Congress subpoenaed thousands of documents from data brokers describing how they collected telephone records by impersonating customers.

"I was shot down four times," Michele Yontef complained in an e-mail in July 2005 to a colleague. "I keep getting northwestern call center and they just must have had an operator meeting about pretext as every operator is clued in."

Yontef, who relayed another request for phone call records as early as February, was among those ordered to appear at this week's hearing.

Another company years ago even acknowledged breaking the law.

"We must break various rules of law in acquiring all the information we achieve for you," Touch Tone Information Inc. of Denver wrote to a law firm in 1998 that was seeking records of calls made on a calling card.
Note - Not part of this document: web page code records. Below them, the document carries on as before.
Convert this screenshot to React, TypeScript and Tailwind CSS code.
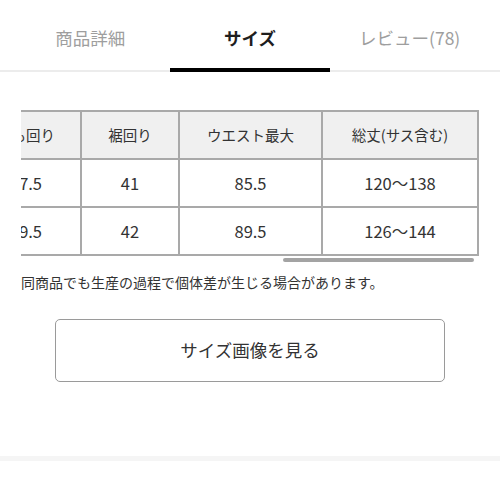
import React from "react";

const font = { fontFamily: '"Noto Sans CJK JP", "Noto Sans", sans-serif' };

const headers = ["サイズ", "ウエスト", "ヒップ", "股上", "股下", "もも回り", "裾回り", "ウエスト最大", "総丈(サス含む)"];
const rows = [
  ["S", "66", "96", "32", "68", "57.5", "41", "85.5", "120〜138"],
  ["M", "70", "100", "33", "69", "59.5", "42", "89.5", "126〜144"],
];

export default function App() {
  return (
    <div className="w-[500px] h-[500px] bg-white overflow-hidden" style={font}>
      {/* Tabs */}
      <div className="grid grid-cols-3 px-[10.5px] h-[72px] shadow-[inset_0_-2px_0_#ececec]">
        {[
          { label: "商品詳細", active: false },
          { label: "サイズ", active: true },
          { label: "レビュー(78)", active: false },
        ].map((t) => (
          <div key={t.label} className="relative flex items-center justify-center pt-[9px] pb-[4px]">
            <span
              className={
                t.active
                  ? "text-[17.5px] font-bold text-[#1e1e1e]"
                  : "text-[17.5px] text-[#9e9e9e]"
              }
            >
              {t.label}
            </span>
            {t.active && <div className="absolute left-0 right-0 bottom-0 h-[4px] bg-black" />}
          </div>
        ))}
      </div>

      {/* Table */}
      <div className="mx-[21px] mt-[38px]">
        <div className="flex justify-end overflow-hidden">
          <div className="shrink-0 grid grid-cols-[90px_90px_90px_90px_90px_108px_96px_141px_154px] gap-[2px] p-[2px] bg-[#a9a9a9] text-[14.5px] text-[#333]">
            {headers.map((h) => (
              <div key={h} className="h-[46px] bg-[#f0f0f0] flex items-center justify-center whitespace-nowrap">
                {h}
              </div>
            ))}
            {rows.map((r, i) =>
              r.map((c, j) => (
                <div key={`${i}-${j}`} className="h-[46px] bg-white flex items-center justify-center whitespace-nowrap text-[16.5px]">
                  {c}
                </div>
              ))
            )}
          </div>
        </div>
        <div className="flex justify-end mt-[2px] pr-[5px]">
          <div className="w-[191px] h-[4px] rounded-full bg-[#a3a3a3]" />
        </div>
      </div>

      {/* Note */}
      <p className="mx-[21px] mt-[10px] text-[14px] leading-[20px] text-[#333] whitespace-nowrap">
        同商品でも生産の過程で個体差が生じる場合があります。
      </p>

      {/* Button */}
      <div className="mx-[55px] mt-[27px]">
        <button className="w-full h-[63px] border border-[#9a9a9a] rounded-[5px] bg-white flex items-center justify-center text-[17.5px] text-[#333]">
          サイズ画像を見る
        </button>
      </div>

      <div className="mt-[74px] h-[5px] bg-[#f5f5f5]" />
    </div>
  );
}
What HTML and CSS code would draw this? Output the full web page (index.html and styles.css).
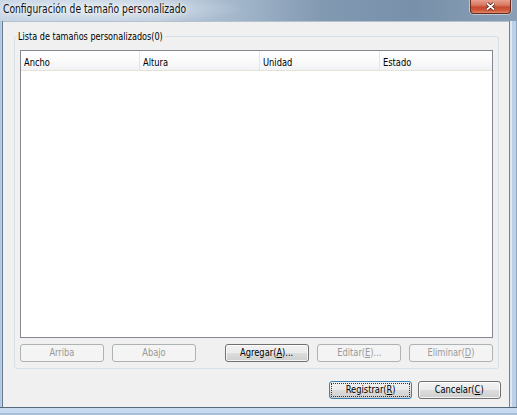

The FBI's top lawyers told agents as early as 2001 they can gather private information about Americans from data brokers, even information gleaned from mortgage applications and credit reports, which normally would be off-limits to the government under the U.S. Fair Credit Reporting Act.

FBI lawyers rationalized that even though data brokers may have obtained financial information, agents could still use the information because brokers were not acting as a consumer-reporting agency but rather as a data warehouse.

The FBI said it relies only on well-respected data brokers and expects agents to abide by the law. "The FBI can only collect and retain data available from commercial databases in strict compliance with applicable federal law," spokesman Mike Kortan said Monday.